Read my informative page to the right, to learn more about grasscloth.

Another thing to note … this corner is the last corner in the room to be papered. Virtually always, this last corner ends in a pattern mis-match – which can jar the eyes. So I placed it up over the door, in the least conspicuous space I could find.

Indeed, since the distance between the motif on the final strip did not sync with that on the first strip, the pattern was going to end up with a floral stem being split in the corner, leaving half of the greenery visible and half cut off. I didn’t want any cut off flower stems.

So I “grew” the paper. The distance between the flowers was supposed to be 5″. I used some scraps of paper to cut a strip 3.5″ wide, and another 4″ wide. This gave me an expansion of 7.5″ – wide enough to bridge the final distance without cutting off any flowers, but not wide enough for the eye to detect that the spacing was not exactly as the artist originally plotted.

The pattern is “Acanthus” and the manufacturer is Schumacher.

Calming Faux Grasscloth on a TV / Fireplace Accent Wall

October 16, 2018


If you’ve read this blog for long, or if you’ve read my informative page on grasscloth to the right, you know that I am not a fan of this material. So when clients want texture and an earthy, organic feel, I suggest some alternatives.
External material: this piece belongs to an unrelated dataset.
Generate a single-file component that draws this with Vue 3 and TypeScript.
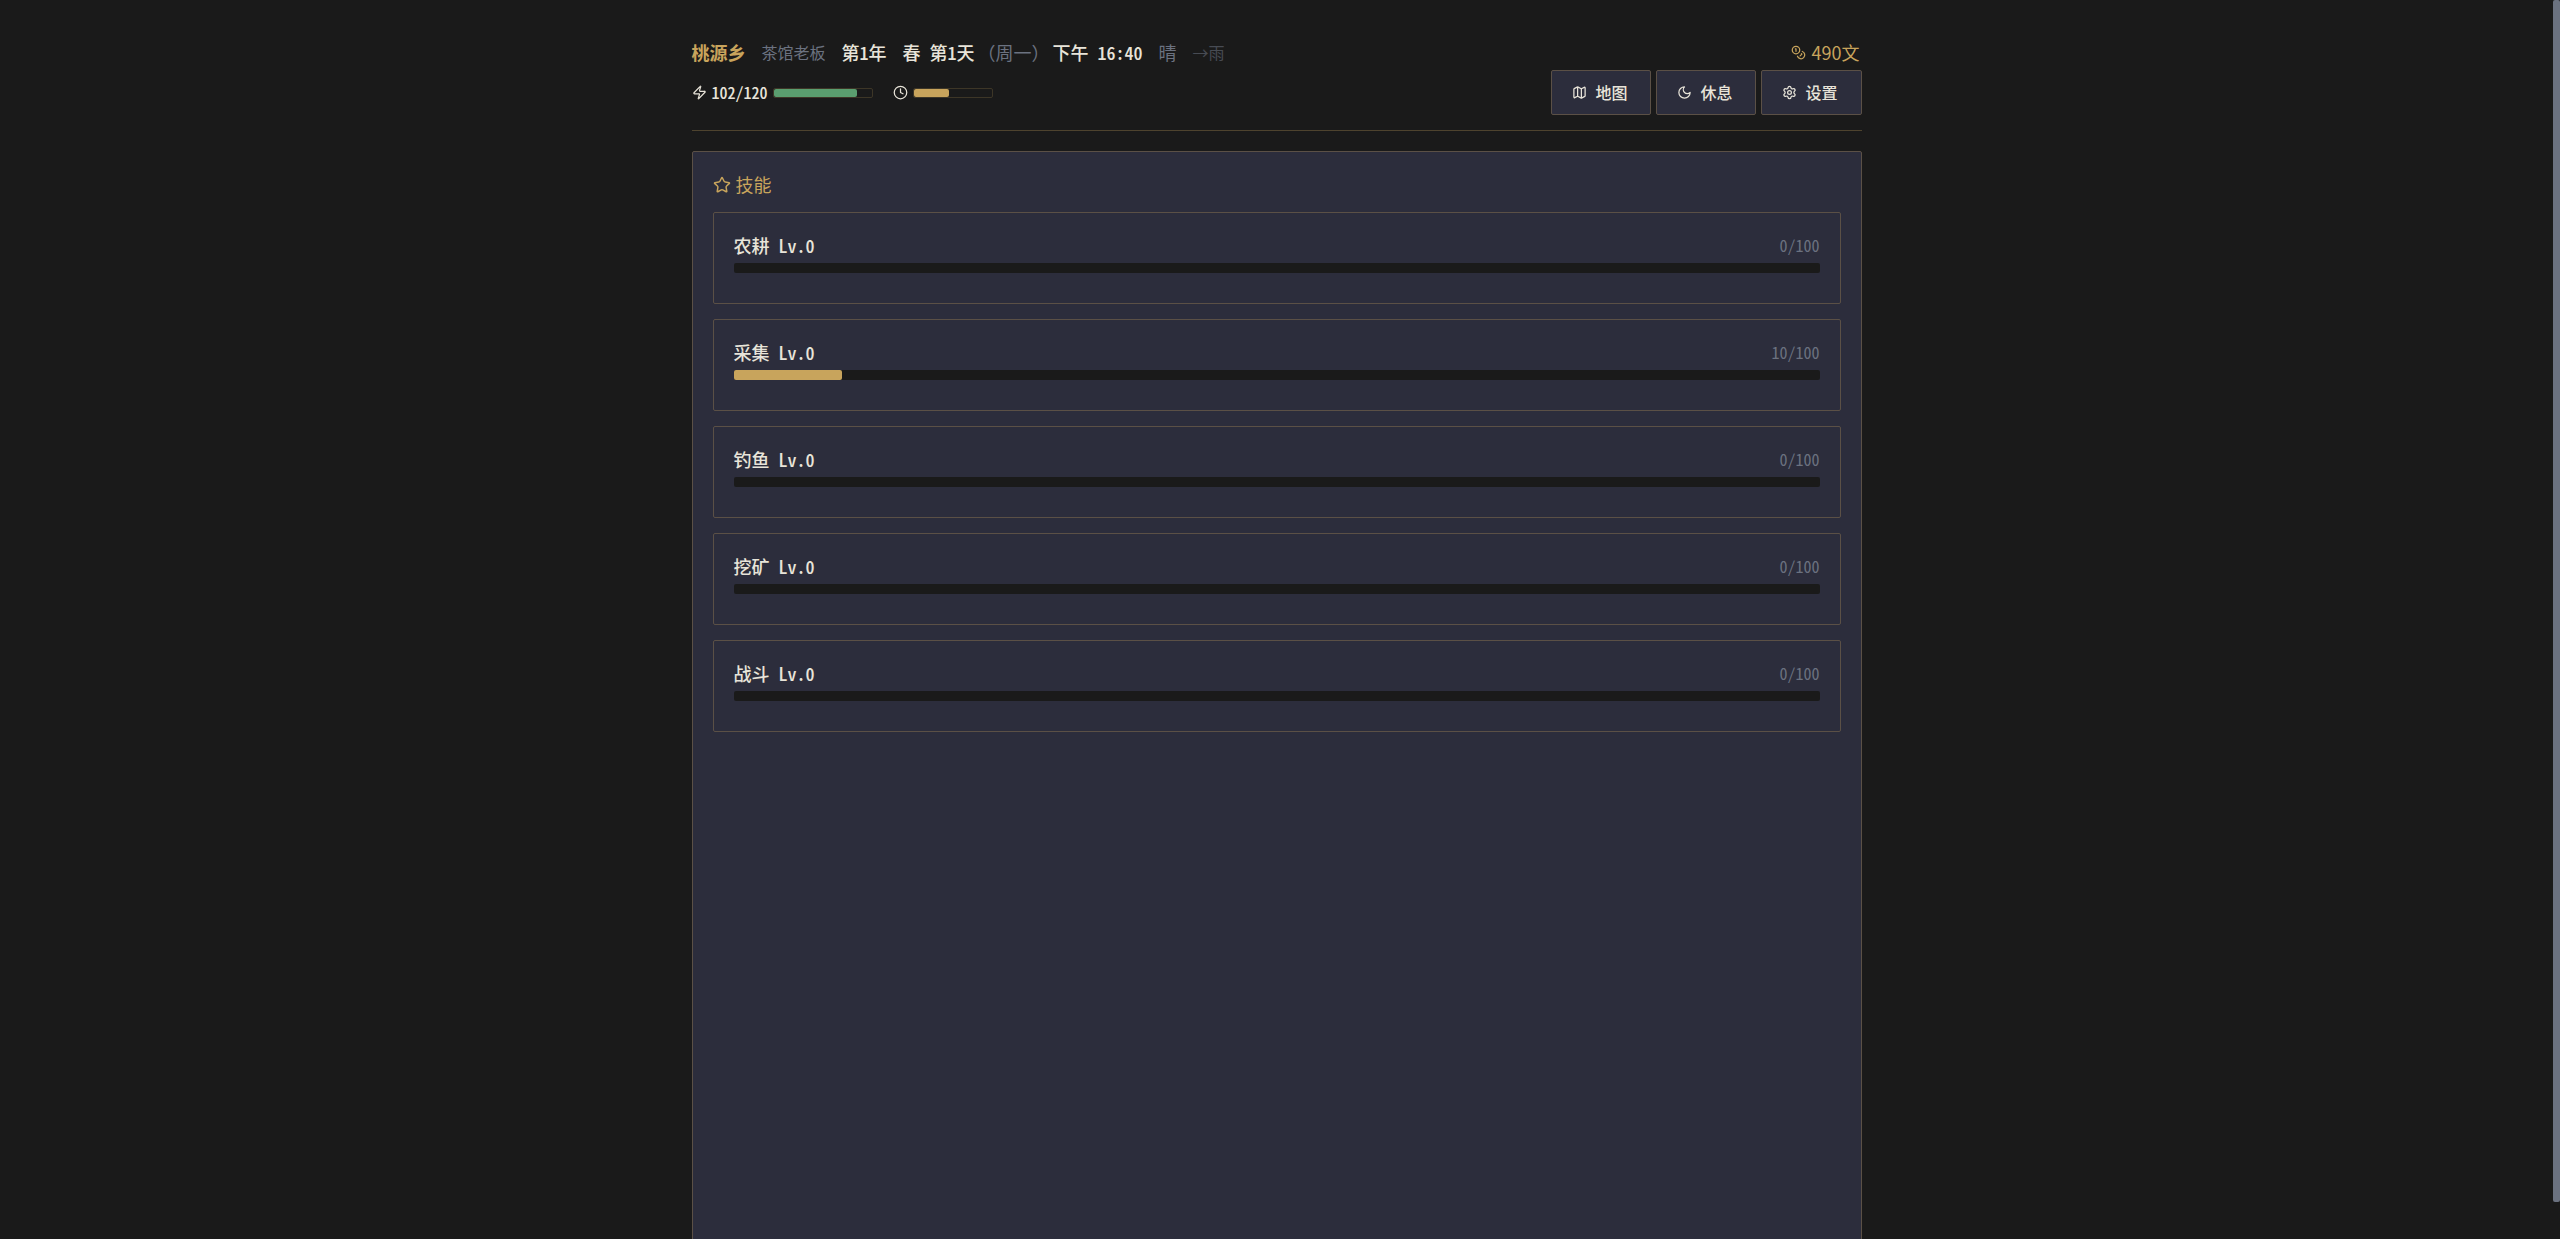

One of my favorite alternatives to real grasscloth is this textured vinyl product, called Bankun Raffia, made by Thibaut. It has none of the visible seams, shading, paneling, or color variations of the real stuff. What’s more, it is strong and durable, just about tear- and water-proof, and it is stain resistant.

The homeowner wisely chose this product to use as two panels flanking the fireplace wall (which is also the TV wall). The faux grasscloth adds warmth and texture and subtle color. It will hold up well against daily use, and it will be easy to remove when they are ready to redecorate.